Investimos pouco em infraestrutura não por falta de recursos, mas por falta de prioridade
Essa gigantesca expansão fiscal explica o Brasil ter entrado em quase hiperinflação, debelada pelo Plano Real, em 1994. E esse só se consolidou porque foi acompanhado de grande elevação da carga tributária bruta, que saiu dos 25% do PIB com que o Brasil funcionava até o início dos anos 1990 para quase 35% do PIB uma década e meia depois, uma alta provavelmente sem paralelo na história mundial, por seu tamanho e velocidade.
O que esses números mostram é que o Brasil optou, consciente ou inconscientemente, por mudar seu modelo econômico: basicamente, trocou uma carga tributária bruta de 25% do PIB e uma taxa de investimento em infraestrutura de 5% do PIB por 35% do PIB de carga tributária e 2% do PIB de investimento em infraestrutura, utilizando esses 13% do PIB de folga para elevar o consumo do governo e os benefícios do INSS.
Assim, investimos pouco em infraestrutura não por falta de recursos, mas por falta de prioridade: preferimos dar outra destinação aos enormes recursos adicionais colocados à disposição do governo. Teria bastado utilizar um terço do salto na carga tributária para retornar ao padrão anterior de investimento em infraestrutura. De fato, muitos países, inclusive na América Latina, investem bem mais que nós em infraestrutura, apesar de terem uma carga tributária bem mais baixa.
Essa reflexão é importante porque o Brasil está ganhando uma nova folga fiscal, fruto da queda da dívida pública e dos juros, e precisa definir como irá alocar os recursos assim liberados. Nos últimos cinco anos, a dívida líquida do setor público caiu 10% do PIB, enquanto a taxa Selic acumulada em 12 meses diminuiu três pontos percentuais. Se, como se prevê, a Selic ficar em 7,25% ao longo de 2013, a queda na taxa de juros aumentará para 5,3 pontos percentuais. Isso significa que em 2013 o setor público deveria gastar 3,2% do PIB a menos com juros do que há cinco atrás. Sem alterar a dinâmica da dívida se pode, portanto, fazer uma revolução na infraestrutura e/ou começar o processo de redução da carga tributária.
Na prática, porém, esses recursos já estão sendo gastos. De fato, a despesa com juros sobre a dívida líquida do setor público, acumulada em 12 meses, caiu apenas 1,1% do PIB nos últimos cinco anos. A diferença foi canalizada para bancar os subsídios transferidos pelo BNDES e a manutenção de um volume recorde de reservas internacionais, que continuam aumentando: o governo capta à taxa Selic e empresta, no caso do BNDES, à TJLP e, no das reservas, à taxa quase zero dos títulos públicos americanos. O resultado é que, em cinco anos, o juro sobre a dívida líquida do setor público caiu apenas 1,8 ponto, um terço da queda da Selic.

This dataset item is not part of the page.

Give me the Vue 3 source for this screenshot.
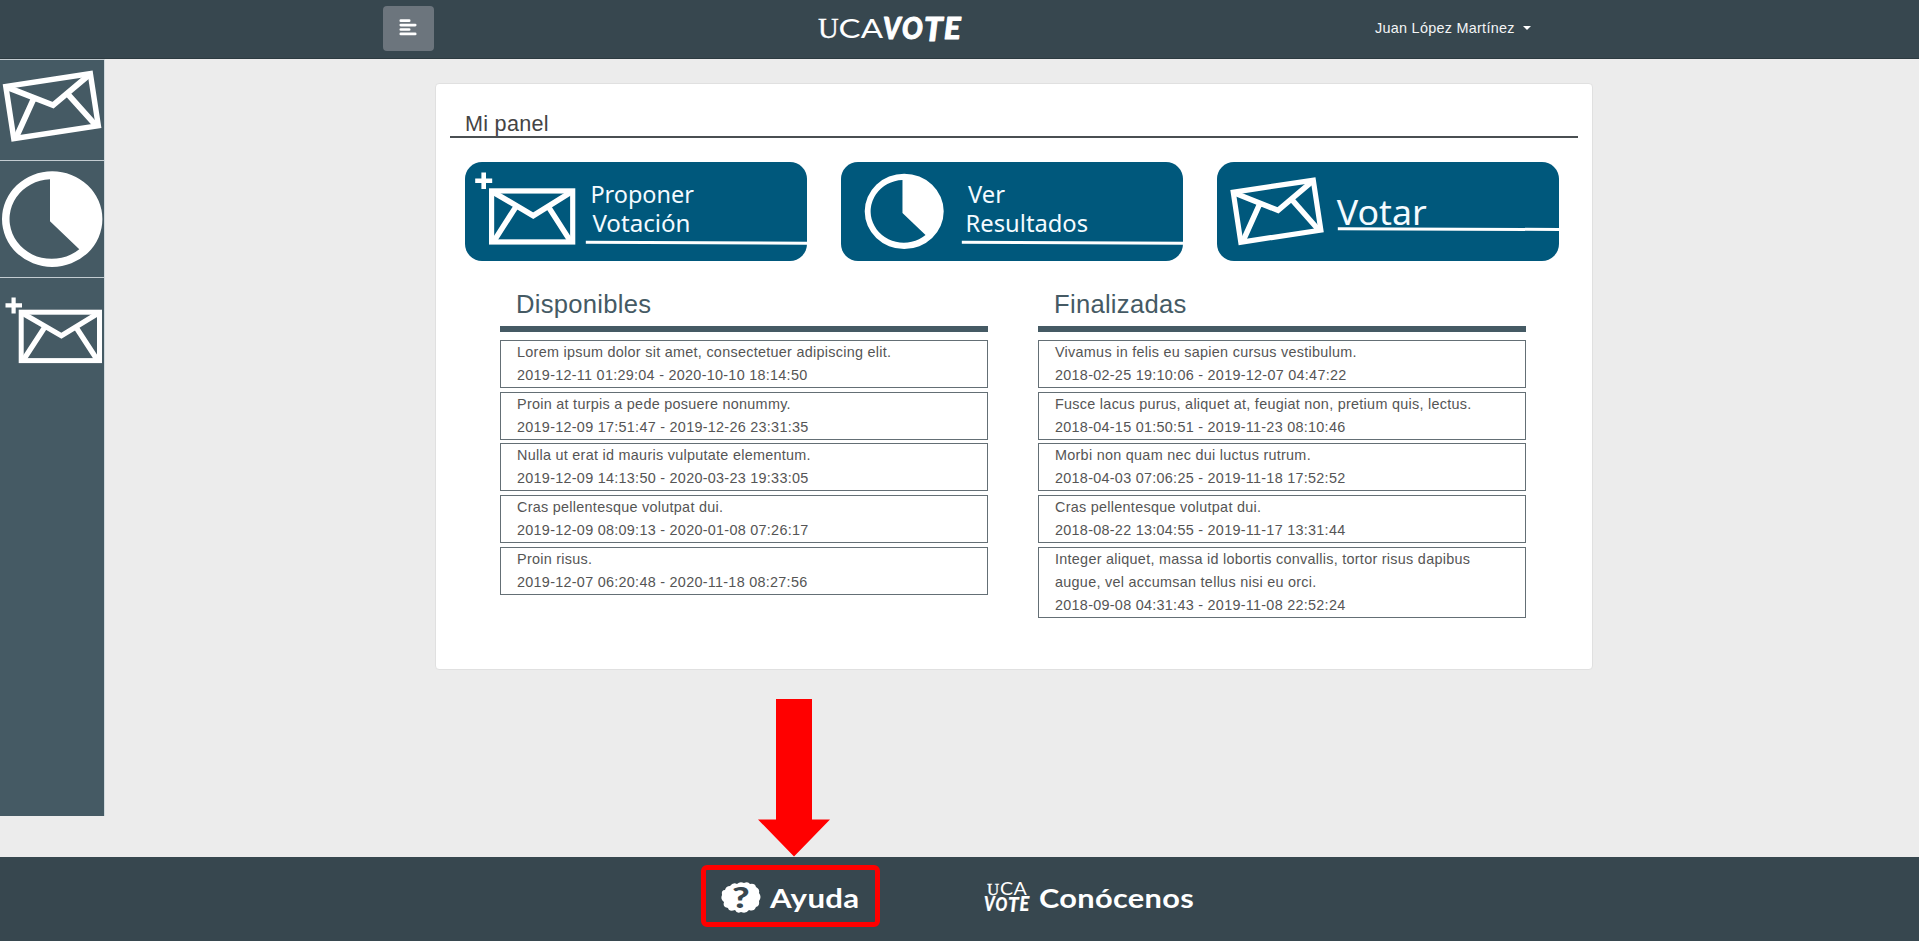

Esses recursos também viabilizam as inúmeras isenções tributárias dadas nos últimos anos. Ainda que ajudem a conter o aumento da carga tributária, essas isenções vêm sendo dadas sem uma estratégia maior por trás e desarranjando as finanças dos Estados e municípios, que pagam por grande parte dessas “bondades”.
É preciso aproveitar essa folga fiscal, dobrando o investimento em infraestrutura como proporção do PIB, priorizando os transportes. Ainda sobraria recurso para financiar uma significativa simplificação tributária. Mas é preciso dar prioridade a isso, ou esses recursos virarão outra vez aumento de gasto corrente. Se não fizermos diferente desta vez, dificilmente cresceremos mais rápido que os 3% ao ano das últimas duas décadas.
Armando Castelar Pinheiro é coordenador de Economia Aplicada do IBRE/FGV e professor do IE/UFRJ. Escreve mensalmente às sextas-feiras.